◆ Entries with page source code
· · · · ·
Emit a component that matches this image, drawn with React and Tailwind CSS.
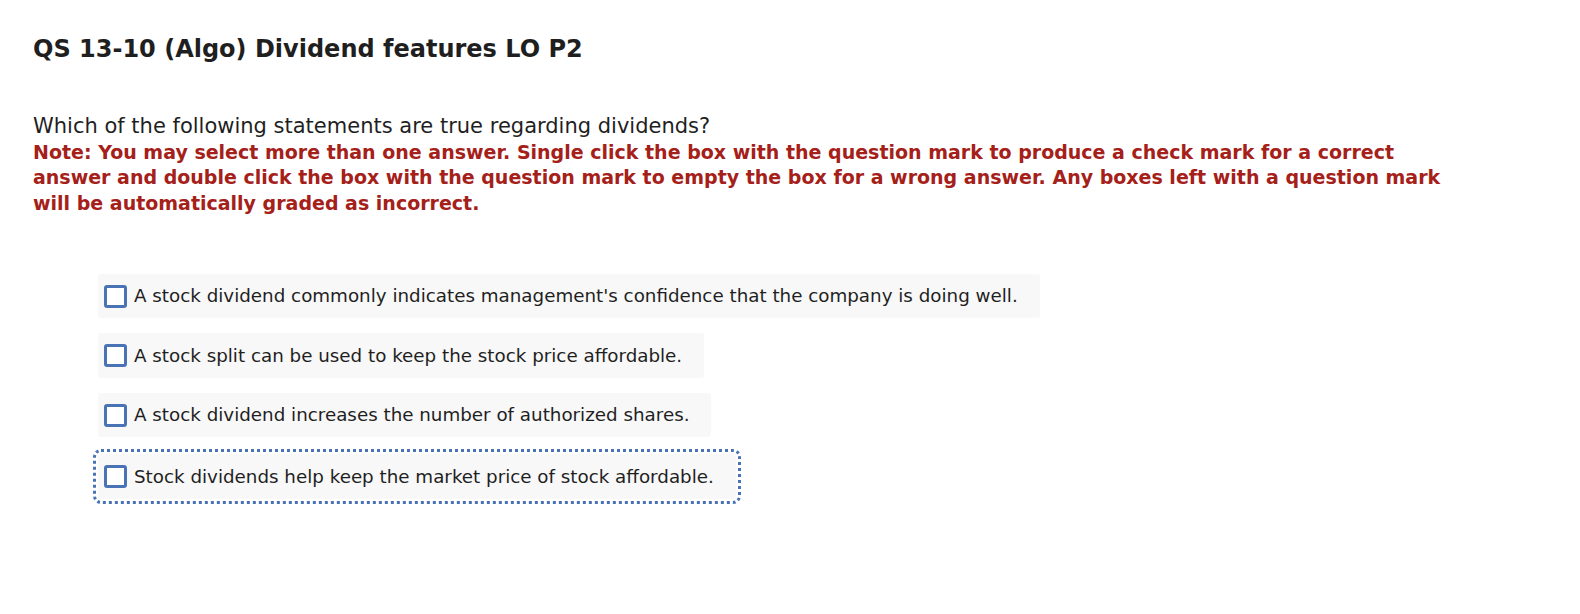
import React from 'react';

const ANSWERS = [
  "A stock dividend commonly indicates management's confidence that the company is doing well.",
  'A stock split can be used to keep the stock price affordable.',
  'A stock dividend increases the number of authorized shares.',
  'Stock dividends help keep the market price of stock affordable.',
];

function Answer({ text, focused }) {
  return (
    <div
      className={`self-start flex items-center gap-[7px] h-[44.5px] pl-[6px] pr-[22px] bg-[#f8f8f8] rounded-[3px] ${
        focused ? 'mt-[2px] outline-[3px] outline-dotted outline-[#4a73b5] outline-offset-[2px]' : ''
      }`}
    >
      <span className="w-[23px] h-[23px] border-[3px] border-[#4a73b5] rounded-[3px] bg-white shrink-0" />
      <span className="text-[18.3px] text-[#1f1f1f] whitespace-nowrap">{text}</span>
    </div>
  );
}

export default function App() {
  return (
    <div className="min-h-[614px] bg-white font-['DejaVu_Sans',sans-serif] pl-[33px] pt-[34px]">
      <h1 className="text-[24px] font-bold text-[#1f1f1f] leading-[30px]">
        QS 13-10 (Algo) Dividend features LO P2
      </h1>

      <div className="mt-[50px] w-[1415px]">
        <p className="text-[21px] text-[#1f1f1f] leading-[25px]">
          Which of the following statements are true regarding dividends?
        </p>
        <p className="mt-[1px] text-[19px] font-bold text-[#a52019] leading-[25.3px]">
          Note: You may select more than one answer. Single click the box with the question mark to produce a check mark for a correct answer and double click the box with the question mark to empty the box for a wrong answer. Any boxes left with a question mark will be automatically graded as incorrect.
        </p>
      </div>

      <div className="mt-[58px] ml-[65px] flex flex-col gap-[15px]">
        {ANSWERS.map((a, i) => (
          <Answer key={i} text={a} focused={i === 3} />
        ))}
      </div>
    </div>
  );
}
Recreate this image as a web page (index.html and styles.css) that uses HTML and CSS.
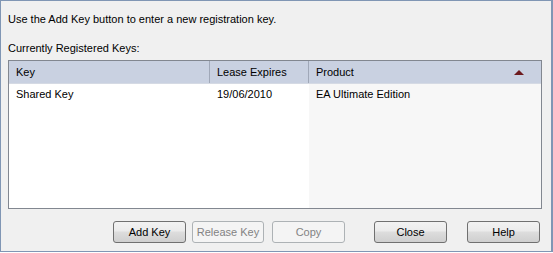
FILE: index.html
```html
<!DOCTYPE html>
<html lang="en">
<head>
    <meta charset="UTF-8">
    <title>Registration Keys</title>
    <link rel="stylesheet" href="styles.css">
</head>
<body>
    <div class="dialog">
        <p class="intro">Use the Add Key button to enter a new registration key.</p>
        <p class="label">Currently Registered Keys:</p>
        <div class="key-list">
            <div class="list-header">
                <div class="col col-key">Key</div>
                <div class="col col-lease">Lease Expires</div>
                <div class="col col-product">Product <span class="sort-arrow"></span></div>
            </div>
            <div class="list-body">
                <div class="list-row">
                    <div class="col col-key">Shared Key</div>
                    <div class="col col-lease">19/06/2010</div>
                    <div class="col col-product">EA Ultimate Edition</div>
                </div>
                <div class="list-fill">
                    <div class="col col-key"></div>
                    <div class="col col-lease"></div>
                    <div class="col col-product"></div>
                </div>
            </div>
        </div>
        <div class="buttons">
            <button class="btn btn-add">Add Key</button>
            <button class="btn btn-release" disabled>Release Key</button>
            <button class="btn btn-copy" disabled>Copy</button>
            <button class="btn btn-close">Close</button>
            <button class="btn btn-help">Help</button>
        </div>
    </div>
</body>
</html>
```

FILE: styles.css
```css
* {
    margin: 0;
    padding: 0;
    box-sizing: border-box;
}

body {
    font-family: 'Liberation Sans', Arial, sans-serif;
    font-size: 11px;
    color: #000;
    background: #fff;
}

.dialog {
    width: 553px;
    height: 252px;
    background: #f0f0f0;
    border: 1px solid #8096b4;
    border-right-width: 2px;
    display: flex;
    flex-direction: column;
    padding: 0 9px 0 7px;
}

.intro {
    margin-top: 12px;
    height: 13px;
    line-height: 13px;
}

.label {
    margin-top: 16px;
    height: 13px;
    line-height: 13px;
}

.key-list {
    margin-top: 5px;
    height: 149px;
    border: 1px solid #828790;
    background: #fff;
    display: flex;
    flex-direction: column;
}

.list-header {
    display: flex;
    height: 23px;
    background: #c9d1e1;
    border-bottom: 1px solid #d5dae4;
}

.list-header .col {
    line-height: 23px;
    border-right: 1px solid #a0a8b8;
    padding-left: 7px;
    position: relative;
}

.list-header .col-product {
    border-right: none;
}

.col-key {
    width: 201px;
}

.col-lease {
    width: 99px;
}

.col-product {
    flex: 1;
}

.list-body {
    flex: 1;
    display: flex;
    flex-direction: column;
}

.list-row {
    display: flex;
    height: 20px;
}

.list-row .col {
    line-height: 20px;
    padding-left: 7px;
}

.list-fill {
    flex: 1;
    display: flex;
}

.list-body .col-product {
    background: #f7f7f7;
}

.sort-arrow {
    position: absolute;
    right: 17px;
    top: 9px;
    width: 0;
    height: 0;
    border-left: 5px solid transparent;
    border-right: 5px solid transparent;
    border-bottom: 5px solid #6d1a1e;
}

.buttons {
    display: flex;
    margin-top: 12px;
    padding-left: 105px;
}

.btn {
    font-family: inherit;
    font-size: 11px;
    width: 73px;
    height: 22px;
    padding: 0;
    border: 1px solid #707070;
    border-radius: 3px;
    color: #000;
    background: linear-gradient(#f2f2f2 0%, #ebebeb 45%, #dddddd 50%, #cfcfcf 100%);
}

.btn:disabled {
    border-color: #adb2b5;
    background: #f4f4f4;
    color: #838383;
}

.btn-release {
    width: 72px;
    margin-left: 6px;
}

.btn-copy {
    margin-left: 8px;
}

.btn-close {
    margin-left: 29px;
}

.btn-help {
    margin-left: 20px;
}
```
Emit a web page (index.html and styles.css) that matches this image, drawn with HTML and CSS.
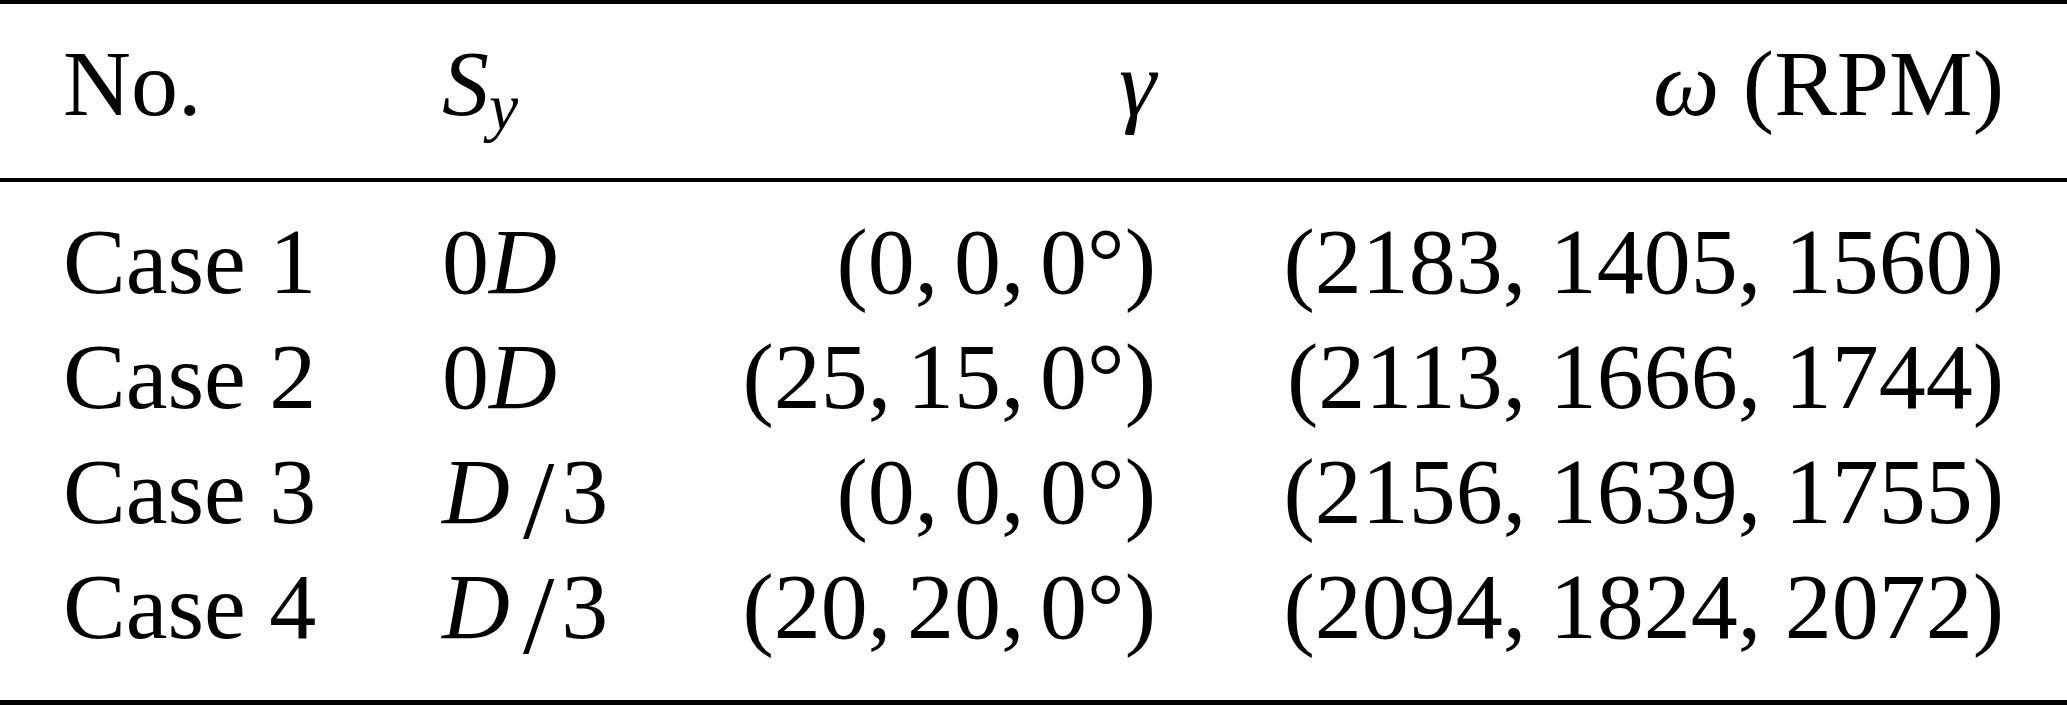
· · · · ·
◆ GIVEN EXERCISE
Output all of the data exactly as it stands, minus any images.

◆ FULL SOLUTION
Emit a component that matches this image, drawn with React and Tailwind CSS.
import React from 'react';

const ANSWERS = [
  "A stock dividend commonly indicates management's confidence that the company is doing well.",
  'A stock split can be used to keep the stock price affordable.',
  'A stock dividend increases the number of authorized shares.',
  'Stock dividends help keep the market price of stock affordable.',
];

function Answer({ text, focused }) {
  return (
    <div
      className={`self-start flex items-center gap-[7px] h-[44.5px] pl-[6px] pr-[22px] bg-[#f8f8f8] rounded-[3px] ${
        focused ? 'mt-[2px] outline-[3px] outline-dotted outline-[#4a73b5] outline-offset-[2px]' : ''
      }`}
    >
      <span className="w-[23px] h-[23px] border-[3px] border-[#4a73b5] rounded-[3px] bg-white shrink-0" />
      <span className="text-[18.3px] text-[#1f1f1f] whitespace-nowrap">{text}</span>
    </div>
  );
}

export default function App() {
  return (
    <div className="min-h-[614px] bg-white font-['DejaVu_Sans',sans-serif] pl-[33px] pt-[34px]">
      <h1 className="text-[24px] font-bold text-[#1f1f1f] leading-[30px]">
        QS 13-10 (Algo) Dividend features LO P2
      </h1>

      <div className="mt-[50px] w-[1415px]">
        <p className="text-[21px] text-[#1f1f1f] leading-[25px]">
          Which of the following statements are true regarding dividends?
        </p>
        <p className="mt-[1px] text-[19px] font-bold text-[#a52019] leading-[25.3px]">
          Note: You may select more than one answer. Single click the box with the question mark to produce a check mark for a correct answer and double click the box with the question mark to empty the box for a wrong answer. Any boxes left with a question mark will be automatically graded as incorrect.
        </p>
      </div>

      <div className="mt-[58px] ml-[65px] flex flex-col gap-[15px]">
        {ANSWERS.map((a, i) => (
          <Answer key={i} text={a} focused={i === 3} />
        ))}
      </div>
    </div>
  );
}
Recreate this image as a web page (index.html and styles.css) that uses HTML and CSS.
FILE: index.html
```html
<!DOCTYPE html>
<html lang="en">
<head>
    <meta charset="UTF-8">
    <title>Registration Keys</title>
    <link rel="stylesheet" href="styles.css">
</head>
<body>
    <div class="dialog">
        <p class="intro">Use the Add Key button to enter a new registration key.</p>
        <p class="label">Currently Registered Keys:</p>
        <div class="key-list">
            <div class="list-header">
                <div class="col col-key">Key</div>
                <div class="col col-lease">Lease Expires</div>
                <div class="col col-product">Product <span class="sort-arrow"></span></div>
            </div>
            <div class="list-body">
                <div class="list-row">
                    <div class="col col-key">Shared Key</div>
                    <div class="col col-lease">19/06/2010</div>
                    <div class="col col-product">EA Ultimate Edition</div>
                </div>
                <div class="list-fill">
                    <div class="col col-key"></div>
                    <div class="col col-lease"></div>
                    <div class="col col-product"></div>
                </div>
            </div>
        </div>
        <div class="buttons">
            <button class="btn btn-add">Add Key</button>
            <button class="btn btn-release" disabled>Release Key</button>
            <button class="btn btn-copy" disabled>Copy</button>
            <button class="btn btn-close">Close</button>
            <button class="btn btn-help">Help</button>
        </div>
    </div>
</body>
</html>
```

FILE: styles.css
```css
* {
    margin: 0;
    padding: 0;
    box-sizing: border-box;
}

body {
    font-family: 'Liberation Sans', Arial, sans-serif;
    font-size: 11px;
    color: #000;
    background: #fff;
}

.dialog {
    width: 553px;
    height: 252px;
    background: #f0f0f0;
    border: 1px solid #8096b4;
    border-right-width: 2px;
    display: flex;
    flex-direction: column;
    padding: 0 9px 0 7px;
}

.intro {
    margin-top: 12px;
    height: 13px;
    line-height: 13px;
}

.label {
    margin-top: 16px;
    height: 13px;
    line-height: 13px;
}

.key-list {
    margin-top: 5px;
    height: 149px;
    border: 1px solid #828790;
    background: #fff;
    display: flex;
    flex-direction: column;
}

.list-header {
    display: flex;
    height: 23px;
    background: #c9d1e1;
    border-bottom: 1px solid #d5dae4;
}

.list-header .col {
    line-height: 23px;
    border-right: 1px solid #a0a8b8;
    padding-left: 7px;
    position: relative;
}

.list-header .col-product {
    border-right: none;
}

.col-key {
    width: 201px;
}

.col-lease {
    width: 99px;
}

.col-product {
    flex: 1;
}

.list-body {
    flex: 1;
    display: flex;
    flex-direction: column;
}

.list-row {
    display: flex;
    height: 20px;
}

.list-row .col {
    line-height: 20px;
    padding-left: 7px;
}

.list-fill {
    flex: 1;
    display: flex;
}

.list-body .col-product {
    background: #f7f7f7;
}

.sort-arrow {
    position: absolute;
    right: 17px;
    top: 9px;
    width: 0;
    height: 0;
    border-left: 5px solid transparent;
    border-right: 5px solid transparent;
    border-bottom: 5px solid #6d1a1e;
}

.buttons {
    display: flex;
    margin-top: 12px;
    padding-left: 105px;
}

.btn {
    font-family: inherit;
    font-size: 11px;
    width: 73px;
    height: 22px;
    padding: 0;
    border: 1px solid #707070;
    border-radius: 3px;
    color: #000;
    background: linear-gradient(#f2f2f2 0%, #ebebeb 45%, #dddddd 50%, #cfcfcf 100%);
}

.btn:disabled {
    border-color: #adb2b5;
    background: #f4f4f4;
    color: #838383;
}

.btn-release {
    width: 72px;
    margin-left: 6px;
}

.btn-copy {
    margin-left: 8px;
}

.btn-close {
    margin-left: 29px;
}

.btn-help {
    margin-left: 20px;
}
```
Emit a web page (index.html and styles.css) that matches this image, drawn with HTML and CSS.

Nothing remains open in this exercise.